Its Christian subject matter, simplicity of organization, and lack of shock value separate The Sacrament of the Last Supper from most of Salvador Dalí’s other works.  Dalí’s reputation from the late 1920s to the mid-1940s was founded on his surrealist manner and use of Freudian dream imagery.  This tableau of 1955 is both religious and realistic:  the background accurately portrays the view from Dalí’s home on the Catalan coast of northeastern Spain.   Although the rugged cliffs and eroded boulders of his native Catalonia had inspired many of the fantastic forms in his earlier works, here Dalí used the craggy bay of Port Lligat as a straightforward backdrop.

During the late 1940s, Dalí’s return to Christian imagery and traditional values was influenced by three factors:  the devastating effects of the Spanish Civil War and World War II, his reawakened interest in classical art, and his reappraisal of Freud’s psychological principles after meeting the aging psychoanalyst in 1938.  One classic derivation cited by Dalí in connection with his painting was Zurbarán, a seventeenth-century Spanish old master.  The tousled hair of the praying figures, the kneeling postures, and the brilliant whites of their cloaks evoke Zurbarán’s precise, enamel-like handling of paint.

The Italian High Renaissance of the early 1500s was another major source for Dalí’s new classicism.  As in the harmonious presentation of Renaissance schemes, Dalí’s composition is clearly divided:  foreground action and background scenery.  The placement of men around the table is symmetrical, the same figure repeated in perfect mirror image on both sides of Christ.  Moreover, the entire nine-foot-long picture is constructed according to complex mathematical ratios devised by Renaissance scientists and such ancient Greek philosophers as Pythagoras.

Dalí explained the reliance upon this elaborate geometric patterning just after completing nine months of work on the picture:

I wanted to materialize the maximum of luminous and Pythagorean instantaneousness based on the celestial communion of the number twelve:  twelve hours of the day—twelve months of the year—the twelve pentagons of the dodecahedron—twelve signs of the zodiac around the sun—the twelve apostles around Christ.

Thus, The Sacrament of the Last Supper is not an attempt to recreate the meal but a symbolic presentation of the Eucharistic ritual.  Rather than specific apostles, the men at the table are idealized participants.  The strange enclosure—part earthly, part celestial—is not the “large upper room” of the Bible, but an abstract concept embodied by the dodecahedron.

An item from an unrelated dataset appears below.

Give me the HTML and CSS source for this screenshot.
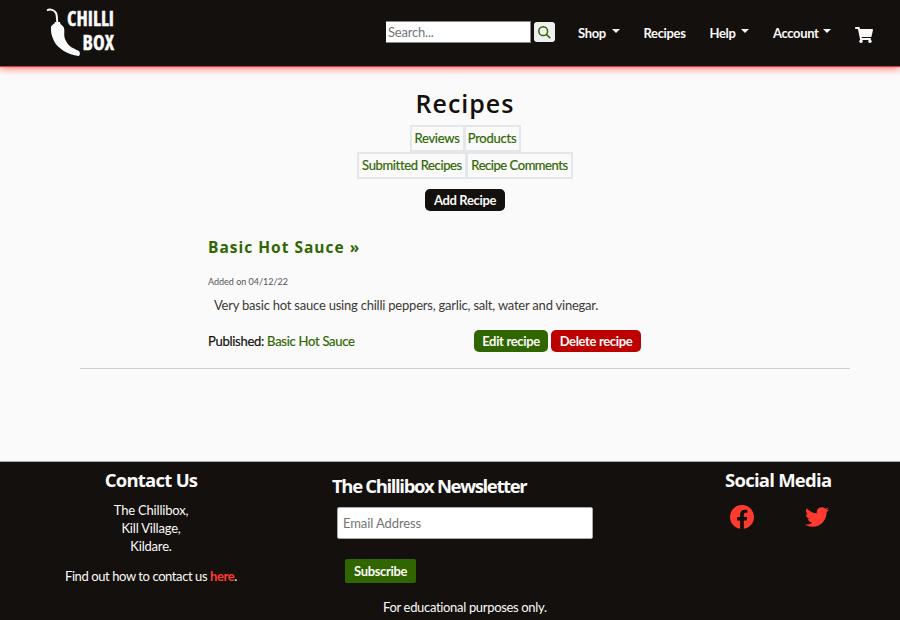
FILE: index.html
```html
<!DOCTYPE html>
<html lang="en">
<head>
<meta charset="utf-8">
<title>Chilli Box - Recipes</title>
<link rel="stylesheet" href="styles.css">
</head>
<body>
<header class="header">
  <a class="logo">
    <svg width="80" height="60" viewBox="0 0 80 60">
      <path d="M1 5.500 C4 3.500 8.500 5 10 8 C11.500 11 10.500 14 11.500 18" fill="none" stroke="#fafafa" stroke-width="2"/>
      <path d="M5 22 C6 19 8 20 9 17 L14 17 C14 20 17 20 18 23 C19 27 17 31 20 36 C23 42 27 43 33 46 C34.500 47.500 34 51 32.500 51 C22 49.500 12 44 8 36 C5.500 31 4.500 26 5 22Z" fill="#fafafa"/>
      <text class="logo-text" x="21" y="21" textLength="47" lengthAdjust="spacingAndGlyphs">CHILLI</text>
      <text class="logo-text" x="36.500" y="45" textLength="31.500" lengthAdjust="spacingAndGlyphs">BOX</text>
    </svg>
  </a>
  <form class="search">
    <input class="search-input" type="text" placeholder="Search...">
    <button class="search-button" type="button" aria-label="Search">
      <svg width="13" height="13" viewBox="0 0 13 13" fill="none" stroke="#306600" stroke-width="1.500"><circle cx="5.200" cy="5.200" r="4.400"/><path d="M8.400 8.400 L12.300 12.300"/></svg>
    </button>
  </form>
  <nav class="nav">
    <a class="nav-item shop"><span>Shop</span><i class="caret"></i></a>
    <a class="nav-item recipes"><span>Recipes</span></a>
    <a class="nav-item help"><span>Help</span><i class="caret"></i></a>
    <a class="nav-item account"><span>Account</span><i class="caret"></i></a>
    <a class="cart" aria-label="Cart"><svg width="18" height="16" viewBox="0 0 576 512" fill="#fafafa"><path d="M528.12 301.319l47.273-208C578.806 78.301 567.391 64 551.990 64H159.208l-9.166-44.810C147.758 8.021 137.930 0 126.529 0H24C10.745 0 0 10.745 0 24v16c0 13.255 10.745 24 24 24h69.883l70.248 343.435C147.325 417.100 136 435.222 136 456c0 30.928 25.072 56 56 56s56-25.072 56-56c0-15.674-6.447-29.835-16.824-40h209.647C430.447 426.165 424 440.326 424 456c0 30.928 25.072 56 56 56s56-25.072 56-56c0-22.172-12.888-41.332-31.579-50.405l5.517-24.276c3.413-15.018-8.002-29.319-23.403-29.319H218.117l-6.545-32h293.145c11.206 0 20.920-7.754 23.403-18.681z"/></svg></a>
  </nav>
</header>
<main class="main">
  <h1 class="title">Recipes</h1>
  <div class="tabs"><a class="tab reviews">Reviews</a><a class="tab products">Products</a></div>
  <div class="tabs"><a class="tab submitted">Submitted Recipes</a><a class="tab comments">Recipe Comments</a></div>
  <a class="button add">Add Recipe</a>
  <article class="recipe">
    <h2 class="recipe-title">Basic Hot Sauce »</h2>
    <p class="date">Added on 04/12/22</p>
    <p class="description">Very basic hot sauce using chilli peppers, garlic, salt, water and vinegar.</p>
    <div class="recipe-row">
      <p class="published">Published: <a>Basic Hot Sauce</a></p>
      <div class="actions"><a class="button edit">Edit recipe</a><a class="button delete">Delete recipe</a></div>
    </div>
  </article>
</main>
<footer class="footer">
  <section class="contact">
    <h3 class="footer-title contact-title">Contact Us</h3>
    <p class="address">The Chillibox,<br>Kill Village,<br>Kildare.</p>
    <p class="find">Find out how to contact us <a class="here">here</a>.</p>
  </section>
  <section class="newsletter">
    <h3 class="footer-title newsletter-title">The Chillibox Newsletter</h3>
    <input class="email" type="email" placeholder="Email Address">
    <button class="subscribe" type="button">Subscribe</button>
    <p class="note">For educational purposes only.</p>
  </section>
  <section class="social">
    <h3 class="footer-title social-title">Social Media</h3>
    <div class="social-icons">
      <svg width="24" height="24" viewBox="8 8 496 496"><path d="M504 256C504 119 393 8 256 8S8 119 8 256c0 123.780 90.690 226.380 209.250 245V327.690h-63V256h63v-54.640c0-62.150 37-96.480 93.670-96.480 27.140 0 55.520 4.840 55.520 4.840v61h-31.280c-30.800 0-40.410 19.120-40.410 38.730V256h68.780l-11 71.690h-57.780V501C413.310 482.380 504 379.780 504 256z"/></svg>
      <svg width="24" height="24" viewBox="0 0 512 512"><path d="M459.370 151.716c.325 4.548.325 9.097.325 13.645 0 138.720-105.583 298.558-298.558 298.558-59.452 0-114.680-17.219-161.137-47.106 8.447.974 16.568 1.299 25.340 1.299 49.055 0 94.213-16.568 130.274-44.832-46.132-.975-84.792-31.188-98.112-72.772 6.498.974 12.995 1.624 19.818 1.624 9.421 0 18.843-1.300 27.614-3.573-48.081-9.747-84.143-51.980-84.143-102.985v-1.299c13.969 7.797 30.214 12.670 47.431 13.319-28.264-18.843-46.781-51.005-46.781-87.391 0-19.492 5.197-37.360 14.294-52.954 51.655 63.675 129.300 105.258 216.365 109.807-1.624-7.797-2.599-15.918-2.599-24.040 0-57.828 46.782-104.934 104.934-104.934 30.213 0 57.502 12.670 76.670 33.137 23.715-4.548 46.456-13.320 66.599-25.340-7.798 24.366-24.366 44.833-46.132 57.827 21.117-2.273 41.584-8.122 60.426-16.243-14.292 20.791-32.161 39.308-52.628 54.253z"/></svg>
    </div>
  </section>
</footer>
</body>
</html>
```
FILE: styles.css
```css
* { box-sizing: border-box; }
body { margin: 0; height: 620px; overflow: hidden; display: flex; flex-direction: column; background: #fafafa; color: #14100d; font: 13px/18px Lato, "Open Sans", sans-serif; font-variant-ligatures: none; }
h1, h2, h3, p { margin: 0; }
a { white-space: nowrap; }
input, button { font: inherit; border: 0; padding: 0; }
.header { height: 66px; flex: none; display: flex; background: #14100d; box-shadow: 0 1px 1px #c94040, 0 2px 8px #ff3b2fcc; }
.logo { width: 340px; margin-left: 46px; padding-top: 5px; }
.logo svg { display: block; overflow: visible; }
.logo-text { font: bold 22px "Open Sans", sans-serif; font-stretch: 75%; fill: #fafafa; stroke: #fafafa; stroke-width: .4px; }
.search { display: flex; align-items: flex-start; gap: 3px; padding-top: 21px; }
.search-input { width: 145px; height: 22px; padding: 1px 2px; background: #fff; border: 1px solid #888; border-left: 0; letter-spacing: -.2px; }
.search-input::placeholder, .email::placeholder { color: #757575; opacity: 1; }
.search-button { width: 21px; height: 20px; margin-top: 1px; display: flex; align-items: center; justify-content: center; background: #efefef; border-radius: 3px; }
.nav { display: flex; margin-left: 23px; padding-top: 24px; color: #fafafa; font-weight: bold; }
.nav-item { display: flex; letter-spacing: -.35px; }
.shop { width: 65.500px; }
.recipes { width: 66px; }
.help { width: 63.500px; }
.account { width: 82px; }
.caret { width: 0; height: 0; margin: 5px 0 0 6px; border: 4px solid transparent; border-top-color: #fafafa; border-bottom: 0; }
.account .caret { margin-left: 4px; }
.cart { padding-top: 3px; }
.main { height: 395px; flex: none; display: flex; flex-direction: column; align-items: center; padding: 21px 50px 0 80px; }
.title { height: 38px; font: 600 25px/32px "Open Sans", sans-serif; letter-spacing: 1px; }
.tabs { height: 27px; display: flex; }
.tab { height: 27px; border: 2px solid #e3e7e9; padding-top: 2px; text-align: center; color: #306600; letter-spacing: -.25px; -webkit-text-stroke: .2px #306600; }
.reviews { width: 55px; }
.products { width: 57px; }
.submitted { width: 110px; letter-spacing: -.35px; }
.comments { width: 107px; letter-spacing: -.45px; }
.tabs .products, .tabs .comments { margin-left: -1px; }
.button { height: 22px; display: block; border-radius: 5px; color: #fafafa; font-weight: bold; line-height: 22px; text-align: center; letter-spacing: -.35px; }
.add { width: 80px; margin-top: 10px; background: #14100d; }
.recipe { width: 770px; height: 158px; padding: 24px 209px 0 128px; border-bottom: 1px solid #d0d0d0; }
.recipe-title { color: #306600; font: 700 15.500px/24px "Open Sans", sans-serif; letter-spacing: 1px; }
.date { margin-top: 15px; font-size: 9px; line-height: 16px; color: #555; }
.description { margin: 6px 0 0 6px; white-space: nowrap; color: #3c3937; letter-spacing: -.22px; }
.recipe-row { display: flex; justify-content: space-between; margin-top: 16px; }
.published { padding-top: 2px; letter-spacing: -.27px; -webkit-text-stroke: .2px; }
.published a { color: #306600; }
.actions { display: flex; gap: 3px; }
.edit { width: 74px; background: #306600; }
.delete { width: 90px; background: #bd0000; }
.footer { height: 159px; flex: none; display: flex; background: #14100d; border-top: 1px solid #aaa; color: #fafafa; }
.footer-title { font: 700 18.500px/22px "Open Sans", sans-serif; height: 24px; letter-spacing: -.75px; white-space: nowrap; }
.newsletter-title { letter-spacing: -1.350px; }
.contact { width: 302px; padding-top: 7px; text-align: center; }
.address { margin-top: 8px; letter-spacing: -.2px; }
.find { margin-top: 12px; letter-spacing: -.41px; }
.here { color: #ff3b2f; font-weight: bold; }
.newsletter { width: 326px; padding: 13px 0 0 30px; }
.email { display: block; width: 256px; height: 32px; margin: 8px 0 0 5px; padding: 0 5px; border: 1px solid #aaa; border-radius: 2px; background: #fff; letter-spacing: -.1px; }
.subscribe { display: block; width: 71px; height: 24px; margin: 20px 0 0 13px; border-radius: 2px; color: #fafafa; background: #306600; font-weight: bold; letter-spacing: -.35px; }
.note { margin: 15px 0 0 51px; letter-spacing: -.33px; }
.social { width: 272px; padding: 7px 0 0 97px; }
.social-icons { display: flex; gap: 51px; margin: 12px 0 0 5px; fill: #ff3b2f; }
```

Just as the surrounding cupola appears only partially real, Christ is not corporeally present because his body is partially transparent.  The more tangible allusion to Jesus’ physical presence is the symbolic bread and wine.  This ethereal, disembodied torso above him is more youthful than the standard conception of the Creator, who is typically portrayed as an aged patriarch.  The wide, outstretched arms might represent the resurrected Christ, but the nail holes are absent from the hands, and the wound does not appear on his side.  Perhaps this figure embodies Dalí’s idea that “heaven is to be found exactly in the center of the bosom of the man who has faith!”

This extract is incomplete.